## SHORT EXERCISE
Where a line holds "components", copy it.

━━━━━━

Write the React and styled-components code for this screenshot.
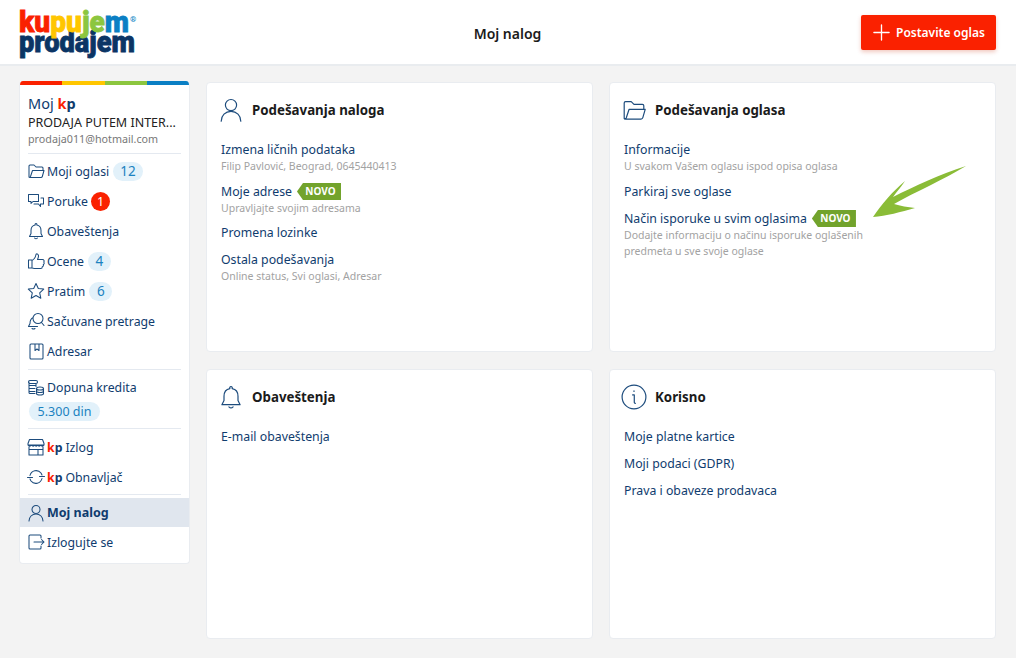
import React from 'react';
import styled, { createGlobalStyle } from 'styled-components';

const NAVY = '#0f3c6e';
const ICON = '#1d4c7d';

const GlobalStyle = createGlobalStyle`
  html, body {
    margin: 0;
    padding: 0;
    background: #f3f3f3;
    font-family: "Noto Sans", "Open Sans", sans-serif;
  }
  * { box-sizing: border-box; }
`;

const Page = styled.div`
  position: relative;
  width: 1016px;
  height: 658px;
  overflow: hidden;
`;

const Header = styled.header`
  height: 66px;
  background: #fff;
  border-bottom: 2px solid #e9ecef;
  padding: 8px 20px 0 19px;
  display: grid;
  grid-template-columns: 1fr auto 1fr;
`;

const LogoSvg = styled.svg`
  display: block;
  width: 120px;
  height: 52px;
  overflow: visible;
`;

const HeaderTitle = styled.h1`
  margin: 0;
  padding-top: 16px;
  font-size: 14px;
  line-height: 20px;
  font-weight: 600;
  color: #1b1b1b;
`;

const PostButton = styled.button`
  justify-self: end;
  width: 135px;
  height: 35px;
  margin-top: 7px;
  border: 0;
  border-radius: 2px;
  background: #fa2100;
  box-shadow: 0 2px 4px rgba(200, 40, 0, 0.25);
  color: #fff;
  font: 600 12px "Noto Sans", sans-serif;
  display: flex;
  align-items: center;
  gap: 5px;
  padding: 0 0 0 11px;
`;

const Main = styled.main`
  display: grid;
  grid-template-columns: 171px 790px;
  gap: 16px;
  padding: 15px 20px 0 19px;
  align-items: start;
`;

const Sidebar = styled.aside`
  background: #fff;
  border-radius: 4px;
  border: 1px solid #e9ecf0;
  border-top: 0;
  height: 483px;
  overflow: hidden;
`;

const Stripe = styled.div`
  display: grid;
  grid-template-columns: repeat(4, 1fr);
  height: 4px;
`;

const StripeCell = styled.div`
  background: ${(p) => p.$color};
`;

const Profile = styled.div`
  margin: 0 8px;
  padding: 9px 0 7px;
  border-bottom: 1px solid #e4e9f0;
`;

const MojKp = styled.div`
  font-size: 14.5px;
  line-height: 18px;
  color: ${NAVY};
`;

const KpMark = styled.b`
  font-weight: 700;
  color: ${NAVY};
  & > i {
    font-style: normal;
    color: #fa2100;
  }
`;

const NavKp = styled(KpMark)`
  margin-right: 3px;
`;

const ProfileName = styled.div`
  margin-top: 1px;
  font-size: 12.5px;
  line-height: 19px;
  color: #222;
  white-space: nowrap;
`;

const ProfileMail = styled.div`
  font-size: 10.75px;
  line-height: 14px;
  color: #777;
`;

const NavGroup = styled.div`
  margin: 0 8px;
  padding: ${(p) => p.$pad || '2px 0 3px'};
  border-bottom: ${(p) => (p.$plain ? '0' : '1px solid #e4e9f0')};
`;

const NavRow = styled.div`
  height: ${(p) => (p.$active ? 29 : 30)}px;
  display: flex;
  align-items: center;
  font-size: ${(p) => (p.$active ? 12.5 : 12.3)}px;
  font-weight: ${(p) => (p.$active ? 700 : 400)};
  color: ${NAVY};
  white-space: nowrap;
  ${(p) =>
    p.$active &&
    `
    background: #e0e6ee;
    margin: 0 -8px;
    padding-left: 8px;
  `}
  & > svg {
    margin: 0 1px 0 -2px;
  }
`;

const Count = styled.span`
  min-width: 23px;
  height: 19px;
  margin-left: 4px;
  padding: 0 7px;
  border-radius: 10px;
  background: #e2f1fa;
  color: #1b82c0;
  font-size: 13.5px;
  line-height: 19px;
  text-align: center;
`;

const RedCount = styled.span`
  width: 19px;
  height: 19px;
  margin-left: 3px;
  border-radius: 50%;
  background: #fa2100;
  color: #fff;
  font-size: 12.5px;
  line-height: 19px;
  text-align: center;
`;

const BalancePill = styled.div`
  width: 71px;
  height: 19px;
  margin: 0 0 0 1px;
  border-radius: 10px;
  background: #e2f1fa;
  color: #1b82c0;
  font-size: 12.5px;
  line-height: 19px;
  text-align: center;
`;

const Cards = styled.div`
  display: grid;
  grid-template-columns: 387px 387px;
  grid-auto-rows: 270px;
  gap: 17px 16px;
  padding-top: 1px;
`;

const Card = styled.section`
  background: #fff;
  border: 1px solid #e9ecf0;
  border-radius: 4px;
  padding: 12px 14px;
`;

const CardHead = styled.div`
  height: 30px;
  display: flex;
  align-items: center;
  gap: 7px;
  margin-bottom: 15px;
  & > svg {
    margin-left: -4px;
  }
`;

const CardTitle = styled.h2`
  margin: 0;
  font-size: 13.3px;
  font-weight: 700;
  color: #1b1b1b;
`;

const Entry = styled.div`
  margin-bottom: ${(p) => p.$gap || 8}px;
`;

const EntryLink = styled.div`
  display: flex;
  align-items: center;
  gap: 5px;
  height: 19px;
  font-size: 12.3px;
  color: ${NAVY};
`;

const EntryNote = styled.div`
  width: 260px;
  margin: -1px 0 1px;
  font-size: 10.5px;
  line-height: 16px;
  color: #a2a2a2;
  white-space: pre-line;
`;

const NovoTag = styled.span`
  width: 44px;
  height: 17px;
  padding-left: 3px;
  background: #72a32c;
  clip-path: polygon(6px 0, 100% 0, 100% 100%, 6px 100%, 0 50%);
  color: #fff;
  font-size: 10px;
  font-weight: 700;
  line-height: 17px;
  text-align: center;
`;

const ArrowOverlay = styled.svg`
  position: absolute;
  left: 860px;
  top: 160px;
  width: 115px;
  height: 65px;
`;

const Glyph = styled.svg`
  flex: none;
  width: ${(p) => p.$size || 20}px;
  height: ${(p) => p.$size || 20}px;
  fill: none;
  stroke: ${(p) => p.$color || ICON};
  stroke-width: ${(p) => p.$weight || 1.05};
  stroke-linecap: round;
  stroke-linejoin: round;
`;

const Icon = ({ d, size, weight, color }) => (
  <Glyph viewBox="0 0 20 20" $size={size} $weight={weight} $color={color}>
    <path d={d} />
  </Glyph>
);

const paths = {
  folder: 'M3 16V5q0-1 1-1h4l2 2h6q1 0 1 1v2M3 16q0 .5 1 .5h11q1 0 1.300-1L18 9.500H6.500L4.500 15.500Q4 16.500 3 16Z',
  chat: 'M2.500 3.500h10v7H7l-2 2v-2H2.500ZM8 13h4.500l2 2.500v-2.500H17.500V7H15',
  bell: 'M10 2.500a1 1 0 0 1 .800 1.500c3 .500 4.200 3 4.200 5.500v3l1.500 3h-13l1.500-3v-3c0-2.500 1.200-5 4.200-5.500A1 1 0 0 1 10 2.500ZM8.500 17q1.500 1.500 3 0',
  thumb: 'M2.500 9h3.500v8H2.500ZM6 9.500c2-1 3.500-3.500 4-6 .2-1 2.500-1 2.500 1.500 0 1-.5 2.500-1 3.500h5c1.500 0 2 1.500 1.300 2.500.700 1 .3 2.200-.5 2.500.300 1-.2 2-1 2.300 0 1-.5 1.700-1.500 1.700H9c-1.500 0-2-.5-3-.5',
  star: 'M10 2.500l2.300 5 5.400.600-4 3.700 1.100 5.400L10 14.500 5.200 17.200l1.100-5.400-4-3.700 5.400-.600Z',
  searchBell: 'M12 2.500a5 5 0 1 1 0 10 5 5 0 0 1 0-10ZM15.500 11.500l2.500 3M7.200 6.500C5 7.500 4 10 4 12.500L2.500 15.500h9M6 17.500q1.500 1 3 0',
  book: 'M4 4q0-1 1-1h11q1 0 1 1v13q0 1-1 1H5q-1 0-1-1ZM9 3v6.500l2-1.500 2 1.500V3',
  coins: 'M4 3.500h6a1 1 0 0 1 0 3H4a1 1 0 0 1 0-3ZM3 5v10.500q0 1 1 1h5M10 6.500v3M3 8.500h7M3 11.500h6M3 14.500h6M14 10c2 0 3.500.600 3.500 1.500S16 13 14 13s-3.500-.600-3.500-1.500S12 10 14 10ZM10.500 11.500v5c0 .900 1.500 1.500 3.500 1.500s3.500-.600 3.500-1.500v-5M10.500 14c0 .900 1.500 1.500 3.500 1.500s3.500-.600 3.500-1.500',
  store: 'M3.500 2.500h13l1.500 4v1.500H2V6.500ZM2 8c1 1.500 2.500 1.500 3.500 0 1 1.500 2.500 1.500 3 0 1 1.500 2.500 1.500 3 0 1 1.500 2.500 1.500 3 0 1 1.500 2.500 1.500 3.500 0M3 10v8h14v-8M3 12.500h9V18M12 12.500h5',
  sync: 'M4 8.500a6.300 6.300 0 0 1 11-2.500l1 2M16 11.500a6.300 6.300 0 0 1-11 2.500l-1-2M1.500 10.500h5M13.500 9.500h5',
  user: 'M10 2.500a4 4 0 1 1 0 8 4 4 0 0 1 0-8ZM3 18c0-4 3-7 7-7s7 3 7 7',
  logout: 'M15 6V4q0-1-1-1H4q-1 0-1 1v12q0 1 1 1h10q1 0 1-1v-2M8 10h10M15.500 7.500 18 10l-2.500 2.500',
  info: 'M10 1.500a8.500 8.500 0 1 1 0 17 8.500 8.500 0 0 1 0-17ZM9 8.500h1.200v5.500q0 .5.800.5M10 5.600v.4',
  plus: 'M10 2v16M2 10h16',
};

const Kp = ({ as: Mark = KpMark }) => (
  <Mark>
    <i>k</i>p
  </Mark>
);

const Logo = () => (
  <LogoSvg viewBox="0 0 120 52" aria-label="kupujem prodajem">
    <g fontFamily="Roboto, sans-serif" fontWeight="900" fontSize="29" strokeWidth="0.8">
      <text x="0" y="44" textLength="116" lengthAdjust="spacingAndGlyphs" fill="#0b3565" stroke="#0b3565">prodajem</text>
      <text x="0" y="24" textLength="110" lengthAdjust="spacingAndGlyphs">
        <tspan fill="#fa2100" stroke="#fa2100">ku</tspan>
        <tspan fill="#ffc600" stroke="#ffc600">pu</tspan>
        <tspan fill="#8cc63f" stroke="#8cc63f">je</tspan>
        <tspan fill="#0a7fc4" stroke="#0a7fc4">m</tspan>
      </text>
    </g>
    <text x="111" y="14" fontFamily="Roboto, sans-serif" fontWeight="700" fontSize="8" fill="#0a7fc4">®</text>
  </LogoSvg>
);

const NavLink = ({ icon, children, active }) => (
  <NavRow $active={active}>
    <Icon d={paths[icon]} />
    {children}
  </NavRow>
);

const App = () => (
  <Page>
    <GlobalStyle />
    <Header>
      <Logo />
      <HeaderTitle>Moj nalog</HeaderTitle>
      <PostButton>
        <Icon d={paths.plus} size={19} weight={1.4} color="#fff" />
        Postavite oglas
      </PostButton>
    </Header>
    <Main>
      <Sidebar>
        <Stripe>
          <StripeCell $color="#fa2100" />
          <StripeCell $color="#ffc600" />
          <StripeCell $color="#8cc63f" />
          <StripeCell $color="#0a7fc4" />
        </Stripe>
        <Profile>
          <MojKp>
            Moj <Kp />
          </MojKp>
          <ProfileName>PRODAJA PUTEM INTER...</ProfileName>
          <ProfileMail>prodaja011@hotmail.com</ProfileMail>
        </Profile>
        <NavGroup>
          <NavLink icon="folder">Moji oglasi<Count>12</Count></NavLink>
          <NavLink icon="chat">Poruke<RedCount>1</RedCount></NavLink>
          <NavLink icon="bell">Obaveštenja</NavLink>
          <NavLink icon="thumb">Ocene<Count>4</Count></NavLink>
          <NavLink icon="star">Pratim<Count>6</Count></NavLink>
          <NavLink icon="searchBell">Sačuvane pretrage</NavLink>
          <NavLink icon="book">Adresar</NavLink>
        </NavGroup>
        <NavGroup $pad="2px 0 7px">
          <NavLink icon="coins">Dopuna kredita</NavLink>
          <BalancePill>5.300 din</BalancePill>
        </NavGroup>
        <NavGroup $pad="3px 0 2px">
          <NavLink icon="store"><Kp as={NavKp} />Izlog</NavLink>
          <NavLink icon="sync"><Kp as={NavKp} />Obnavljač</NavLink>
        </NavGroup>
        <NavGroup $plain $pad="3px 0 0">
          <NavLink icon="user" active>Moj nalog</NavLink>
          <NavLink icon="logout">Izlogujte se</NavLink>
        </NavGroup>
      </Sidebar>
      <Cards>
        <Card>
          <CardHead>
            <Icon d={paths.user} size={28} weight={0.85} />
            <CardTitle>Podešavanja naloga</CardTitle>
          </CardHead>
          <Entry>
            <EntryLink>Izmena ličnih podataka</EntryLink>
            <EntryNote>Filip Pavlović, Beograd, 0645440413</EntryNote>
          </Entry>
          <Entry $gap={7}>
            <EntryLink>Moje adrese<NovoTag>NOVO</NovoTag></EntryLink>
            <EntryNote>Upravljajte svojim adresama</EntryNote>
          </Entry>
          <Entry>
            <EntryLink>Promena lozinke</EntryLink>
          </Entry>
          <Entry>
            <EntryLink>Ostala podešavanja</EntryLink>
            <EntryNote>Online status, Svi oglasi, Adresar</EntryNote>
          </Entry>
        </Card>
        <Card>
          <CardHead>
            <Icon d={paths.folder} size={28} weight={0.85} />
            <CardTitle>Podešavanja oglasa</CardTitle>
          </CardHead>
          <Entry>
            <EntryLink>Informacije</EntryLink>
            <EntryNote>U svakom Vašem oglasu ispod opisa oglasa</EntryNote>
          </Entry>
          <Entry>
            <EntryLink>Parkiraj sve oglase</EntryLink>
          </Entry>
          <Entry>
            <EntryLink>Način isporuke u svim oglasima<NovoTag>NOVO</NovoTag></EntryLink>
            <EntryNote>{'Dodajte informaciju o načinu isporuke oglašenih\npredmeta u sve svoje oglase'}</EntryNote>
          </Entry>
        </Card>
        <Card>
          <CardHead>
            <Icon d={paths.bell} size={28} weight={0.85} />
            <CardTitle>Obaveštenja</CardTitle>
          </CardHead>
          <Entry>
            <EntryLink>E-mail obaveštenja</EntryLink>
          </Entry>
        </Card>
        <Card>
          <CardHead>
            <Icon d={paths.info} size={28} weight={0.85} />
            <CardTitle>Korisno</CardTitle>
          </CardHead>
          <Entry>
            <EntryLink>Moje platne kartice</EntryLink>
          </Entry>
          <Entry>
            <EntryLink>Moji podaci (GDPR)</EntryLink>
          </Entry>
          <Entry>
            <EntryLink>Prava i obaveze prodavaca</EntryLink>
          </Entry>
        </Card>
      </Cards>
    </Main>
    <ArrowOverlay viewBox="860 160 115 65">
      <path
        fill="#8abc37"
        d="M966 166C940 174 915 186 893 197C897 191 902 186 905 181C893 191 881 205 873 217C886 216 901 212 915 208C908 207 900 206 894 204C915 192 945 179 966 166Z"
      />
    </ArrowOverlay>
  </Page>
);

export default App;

━━━━━━

## THE OUTPUT
Write the React and styled-components code for this screenshot.
import styled, { createGlobalStyle } from 'styled-components';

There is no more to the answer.